How does TRIMP help prevent overtraining?

TRIMP helps prevent overtraining by providing a quantifiable metric of cumulative training load over time. By tracking daily and weekly TRIMP scores, athletes and coaches can identify patterns of excessive stress that might lead to overtraining syndrome. A sudden, unsustained spike in TRIMP or a prolonged period of high TRIMP without adequate recovery indicates an increased risk, prompting adjustments to the training schedule to allow for proper adaptation and recovery.

What is a good TRIMP score for a workout?

A 'good' TRIMP score varies significantly based on the athlete's fitness level, sport, and training phase. For an easy recovery session, a TRIMP score might be 40-70. A moderate aerobic workout could be 80-150. Hard interval sessions or long endurance efforts might result in scores of 150-300+. Elite athletes training for endurance events might accumulate weekly TRIMP scores of 600-1200+, while recreational athletes typically aim for 200-500.

What is the difference between Bannister's TRIMP and Edwards' TRIMP?
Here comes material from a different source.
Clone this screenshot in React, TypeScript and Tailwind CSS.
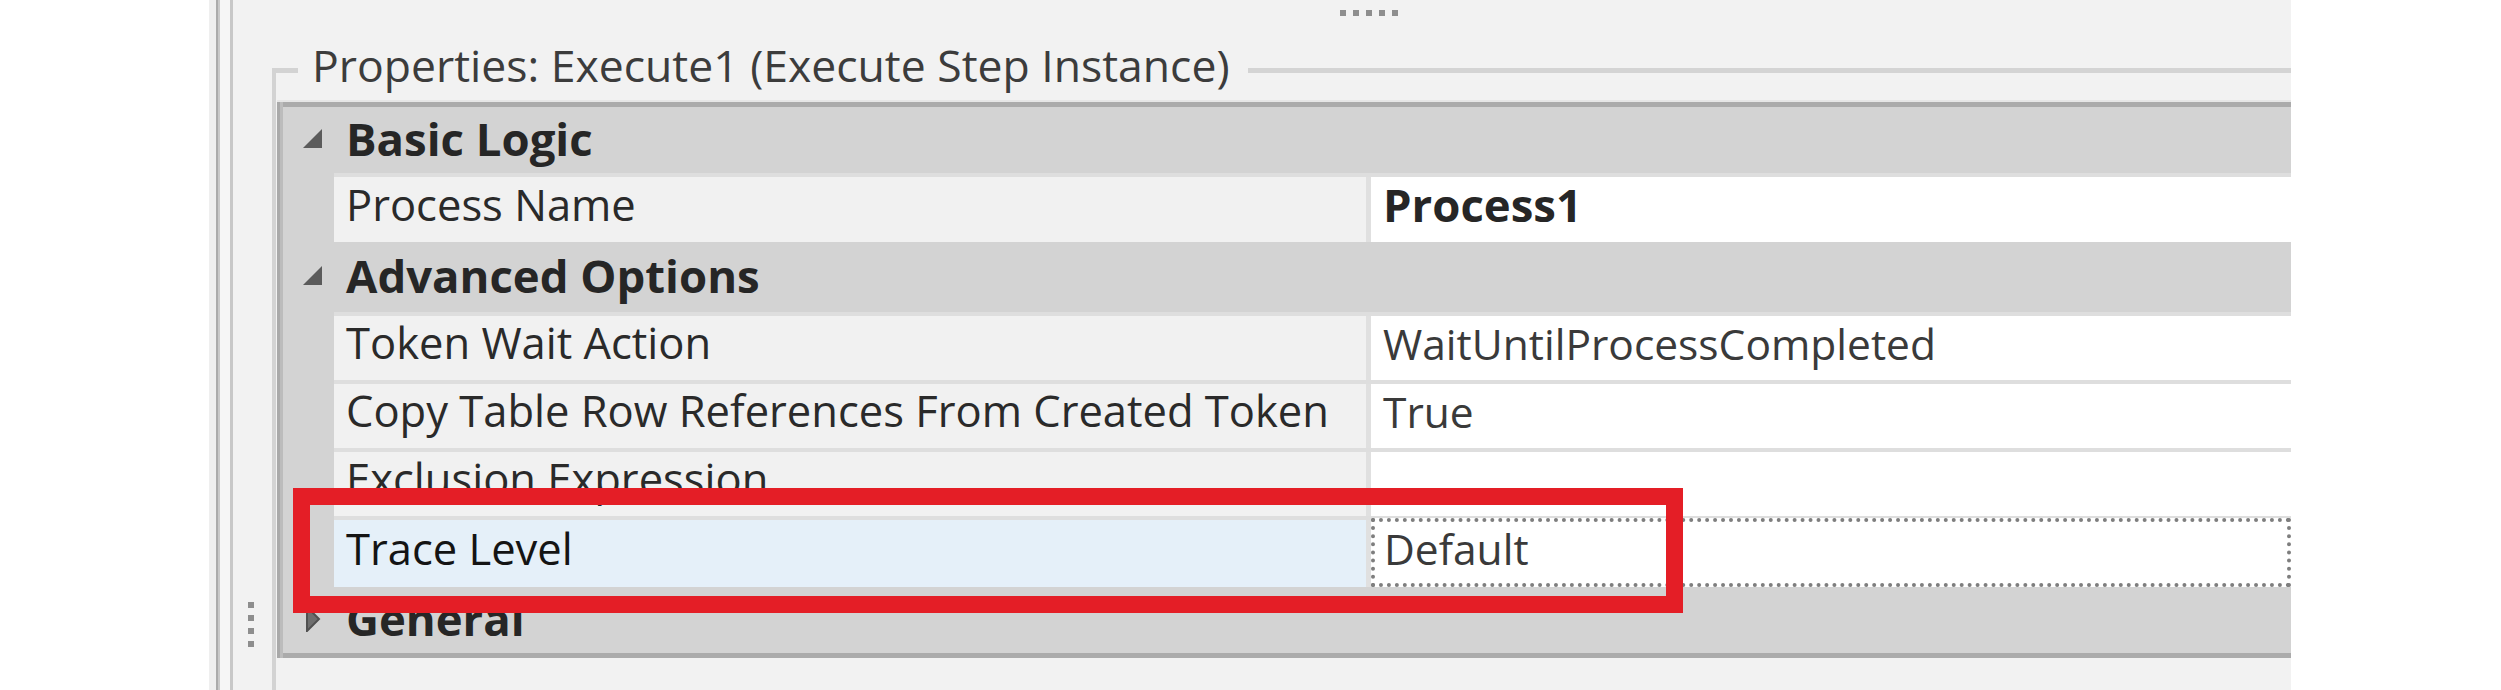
import React from 'react';

type Row =
  | { kind: 'cat'; label: string; open: boolean; h: string }
  | { kind: 'prop'; label: string; value: string; strong?: boolean; selected?: boolean; h: string };

const rows: Row[] = [
  { kind: 'cat', label: 'Basic Logic', open: true, h: 'h-[66px]' },
  { kind: 'prop', label: 'Process Name', value: 'Process1', strong: true, h: 'h-[69px]' },
  { kind: 'cat', label: 'Advanced Options', open: true, h: 'h-[70px]' },
  { kind: 'prop', label: 'Token Wait Action', value: 'WaitUntilProcessCompleted', h: 'h-[68px]' },
  { kind: 'prop', label: 'Copy Table Row References From Created Token', value: 'True', h: 'h-[68px]' },
  { kind: 'prop', label: 'Exclusion Expression', value: '', h: 'h-[68px]' },
  { kind: 'prop', label: 'Trace Level', value: 'Default', selected: true, h: 'h-[71px]' },
  { kind: 'cat', label: 'General', open: false, h: 'h-[66px]' },
];

function Glyph({ open }: { open: boolean }) {
  if (open) {
    return (
      <svg width="19" height="19" viewBox="0 0 19 19" className="shrink-0">
        <polygon points="0,19 19,19 19,0" fill="#5b5b5b" />
      </svg>
    );
  }
  return (
    <svg width="19" height="26" viewBox="0 0 19 26" className="shrink-0">
      <polygon points="4,1 16,13 4,25" fill="#6e6e6e" stroke="#505050" strokeWidth="2" />
    </svg>
  );
}

function Dots({ vertical }: { vertical?: boolean }) {
  const count = vertical ? 4 : 5;
  return (
    <div className={vertical ? 'flex flex-col gap-[7px]' : 'flex gap-[7px]'}>
      {Array.from({ length: count }).map((_, i) => (
        <div key={i} className="w-[6px] h-[6px] bg-[#8e8e8e]" />
      ))}
    </div>
  );
}

function CategoryRow({ label, open, h }: { label: string; open: boolean; h: string }) {
  return (
    <div className={`${h} flex items-center bg-[#d3d3d3] pl-[20px] pb-[3px]`}>
      <Glyph open={open} />
      <span className="ml-[24px] text-[45.5px] leading-[1.4] font-bold text-[#262626] whitespace-nowrap">{label}</span>
    </div>
  );
}

function PropRow({ label, value, strong, selected, h }: { label: string; value: string; strong?: boolean; selected?: boolean; h: string }) {
  return (
    <div className={`${h} flex`}>
      <div className="w-[51px] shrink-0 bg-[#d3d3d3]" />
      <div className="flex flex-1 border-t-[4px] border-[#dedede]">
        <div
          className={`w-[1032px] shrink-0 flex items-center pl-[12px] pb-[9px] ${
            selected ? 'bg-[#e5f0f9] text-[#141414]' : 'bg-[#f1f1f1] text-[#2a2a2a]'
          }`}
        >
          <span className="text-[43.5px] leading-[1.4] whitespace-nowrap">{label}</span>
        </div>
        <div className="w-[5px] shrink-0 bg-[#e0e0e0]" />
        <div
          className={`flex-1 flex items-center bg-white ${
            selected ? 'border-[4px] border-dotted border-[#7e7e7e] -mt-[2px] pl-[9px] pb-[7px]' : 'pl-[12px] pb-[9px]'
          }`}
        >
          <span
            className={`leading-[1.4] whitespace-nowrap ${
              strong ? 'text-[45.5px] font-bold text-[#262626]' : 'text-[42.5px] text-[#3a3a3a]'
            }`}
          >
            {value}
          </span>
        </div>
      </div>
    </div>
  );
}

export default function App() {
  return (
    <div className="relative w-[2501px] h-[690px] flex bg-white overflow-hidden font-['Open_Sans','Segoe_UI',sans-serif]">
      <div className="w-[209px] shrink-0 bg-white" />
      <div className="w-[2082px] shrink-0 flex bg-[#f2f2f2] overflow-hidden">
        {/* splitter edge */}
        <div className="w-[7px] shrink-0 bg-[#efefef]" />
        <div className="w-[2px] shrink-0 bg-[#ababab]" />
        <div className="w-[2px] shrink-0 bg-[#c9c9c9]" />
        <div className="w-[10px] shrink-0 bg-[#f6f6f6]" />
        <div className="w-[3px] shrink-0 bg-[#c8c8c8]" />
        {/* left grip gutter */}
        <div className="w-[39px] shrink-0 flex flex-col justify-end pl-[15px] pb-[43px]">
          <Dots vertical />
        </div>
        {/* group box */}
        <div className="flex-1 min-w-0 flex flex-col">
          <div className="h-[40px] shrink-0 pl-[1068px] pt-[10px]">
            <Dots />
          </div>
          <div className="h-[60px] shrink-0 flex items-start">
            <div className="w-[26px] h-[32px] shrink-0 mt-[28px] border-t-[5px] border-l-[4px] border-[#d3d3d3]" />
            <span className="ml-[14px] -mt-[6px] text-[44.5px] leading-[1.4] text-[#3c3c3c] whitespace-nowrap">
              Properties: Execute1 (Execute Step Instance)
            </span>
            <div className="flex-1 ml-[18px] mt-[28px] h-[5px] bg-[#d4d4d4]" />
          </div>
          <div className="flex-1 flex border-l-[4px] border-[#d3d3d3]">
            <div className="flex-1 flex flex-col">
              <div className="h-[2px] bg-[#e6e6e6] ml-[1px]" />
              <div className="ml-[1px] flex">
                <div className="w-[3px] shrink-0 bg-[#a9a9a9]" />
                <div className="w-[3px] shrink-0 bg-[#bcbcbc]" />
                <div className="flex-1 border-t-[5px] border-b-[5px] border-[#ababab] flex flex-col">
                  {rows.map((r) =>
                    r.kind === 'cat' ? (
                      <CategoryRow key={r.label} label={r.label} open={r.open} h={r.h} />
                    ) : (
                      <PropRow key={r.label} label={r.label} value={r.value} strong={r.strong} selected={r.selected} h={r.h} />
                    )
                  )}
                </div>
              </div>
            </div>
          </div>
        </div>
      </div>
      <div className="flex-1 bg-white" />
      {/* highlight annotation */}
      <div className="absolute left-[293px] top-[488px] w-[1390px] h-[125px] border-[17px] border-[#e41e26]" />
    </div>
  );
}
Bannister's TRIMP uses an exponential weighting factor based on heart rate reserve, making it more sensitive to changes in intensity and often sex-specific. Edwards' TRIMP, a simpler method, assigns integer points (1-5) to different heart rate zones and multiplies the duration by the zone score. Bannister's method is generally considered more physiologically accurate for endurance sports, while Edwards' method is easier to calculate manually and provides a quick, practical estimate of load.